Underground power and the big green box
Electricity might flow into your neighborhood over your head, or under your feet. It’s easy to spot wires on top of those wooden poles and figure out how electricity gets delivered by overhead lines. But there’s also a way to deduce that you’ve got underground lines—look for green metal boxes about the size of a mini-fridge sitting in people’s front yards.
They’re called pad-mounted transformers and they do the same thing as those gray cans up on top of the poles—step higher-voltage electricity down so it’s more useful and safer for your home. The major difference is a pad-mounted transformer connects to underground power lines.
No one’s exactly sure what share of power lines in the U.S. are underground, but one industry study estimated 18 percent. To a lot of people, underground lines look better. But they’re more expensive to install. A lot more. As much as five or 10 times the cost, according to the U.S. Energy Information Administration. And while falling trees and cars crashing into poles can knock out above-ground power lines, underground problems can be more difficult to pinpoint and correct.
The big green boxes that connect power lines look surprisingly simple inside—wires come in and go out through the transformer.

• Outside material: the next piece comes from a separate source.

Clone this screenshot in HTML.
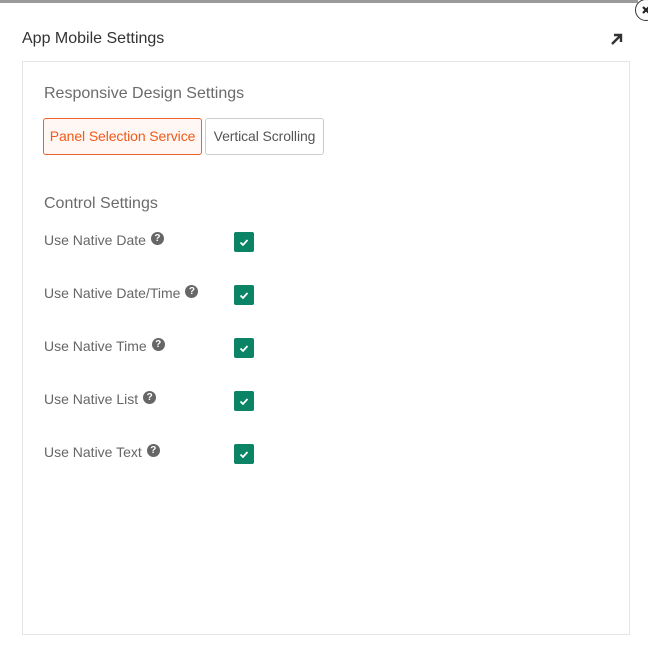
<!DOCTYPE html>
<html><head><style>
body{margin:0;width:648px;height:651px;background:#fff;font-family:"Liberation Sans",sans-serif;position:relative;overflow:hidden}
.top{position:absolute;left:0;top:0;width:638px;height:3px;background:#9a9a9a}
.close{position:absolute;left:635px;top:-1px;width:22px;height:22px;border:1px solid #333;border-radius:50%;background:#fff;box-sizing:border-box}
.title{position:absolute;left:22px;top:30px;font-size:16px;color:#333}
.panel{position:absolute;left:22px;top:61px;width:608px;height:574px;border:1px solid #e6e6e6;box-sizing:border-box}
.h{position:absolute;left:44px;font-size:16px;color:#6b6b6b}
.btn{position:absolute;top:118px;height:37px;border:1px solid #ccc;border-radius:3px;box-sizing:border-box;font-size:14px;line-height:34px;text-align:center;color:#555;letter-spacing:-0.1px}
.lbl{position:absolute;left:44px;font-size:14px;color:#666}
.q{display:inline-block;width:13px;height:13px;border-radius:50%;background:#666;color:#fff;font-size:10px;line-height:13px;text-align:center;font-weight:bold;vertical-align:4px;margin-left:5px}
.cb{position:absolute;left:234px;width:20px;height:20px;background:#0a8465;border-radius:2px}
</style></head><body>
<div class="top"></div>
<div class="close"><svg width="20" height="20" viewBox="0 0 20 20"><path d="M7 7l6 6M13 7l-6 6" stroke="#222" stroke-width="2.2"/></svg></div>
<div class="title">App Mobile Settings</div>
<svg style="position:absolute;left:610px;top:32px" width="14" height="14" viewBox="0 0 14 14"><path d="M2 12L11 3M4 3h7v7" stroke="#333" stroke-width="2.4" fill="none"/></svg>
<div class="panel"></div>
<div class="h" style="top:85px">Responsive Design Settings</div>
<div class="btn" style="left:43px;width:159px;border-color:#f0612a;color:#f05a1a;background:#fff7f3">Panel Selection Service</div>
<div class="btn" style="left:205px;width:119px">Vertical Scrolling</div>
<div class="h" style="top:195px">Control Settings</div>
<div class="lbl" style="top:232px">Use Native Date<span class="q">?</span></div>
<div class="lbl" style="top:285px">Use Native Date/Time<span class="q">?</span></div>
<div class="lbl" style="top:338px">Use Native Time<span class="q">?</span></div>
<div class="lbl" style="top:391px">Use Native List<span class="q">?</span></div>
<div class="lbl" style="top:444px">Use Native Text<span class="q">?</span></div>
<div class="cb" style="top:232px"><svg width="20" height="20"><path d="M6.5 10.5l2.5 2.5 4.5-5" stroke="#fff" stroke-width="1.8" fill="none"/></svg></div>
<div class="cb" style="top:285px"><svg width="20" height="20"><path d="M6.5 10.5l2.5 2.5 4.5-5" stroke="#fff" stroke-width="1.8" fill="none"/></svg></div>
<div class="cb" style="top:338px"><svg width="20" height="20"><path d="M6.5 10.5l2.5 2.5 4.5-5" stroke="#fff" stroke-width="1.8" fill="none"/></svg></div>
<div class="cb" style="top:391px"><svg width="20" height="20"><path d="M6.5 10.5l2.5 2.5 4.5-5" stroke="#fff" stroke-width="1.8" fill="none"/></svg></div>
<div class="cb" style="top:444px"><svg width="20" height="20"><path d="M6.5 10.5l2.5 2.5 4.5-5" stroke="#fff" stroke-width="1.8" fill="none"/></svg></div>
</body></html>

Now that you know what they are, you don’t have to go looking inside, and you shouldn’t. Those locked boxes are routing a lot of electricity, so only expert lineworkers should be near the equipment.
Never use pad-mounted transformers as benches while waiting for the school bus, and kids should never play on or near them. Don’t plant landscaping around pad-mounted transformers because our crews may need to get to them, and roots can interfere with the underground wires. Never dig near a pad-mounted transformer––remember to dial 8-1-1 for any outdoor projects that require digging.
Whether you’re around underground or overhead utility equipment, the same safety rules apply—stay away from power lines.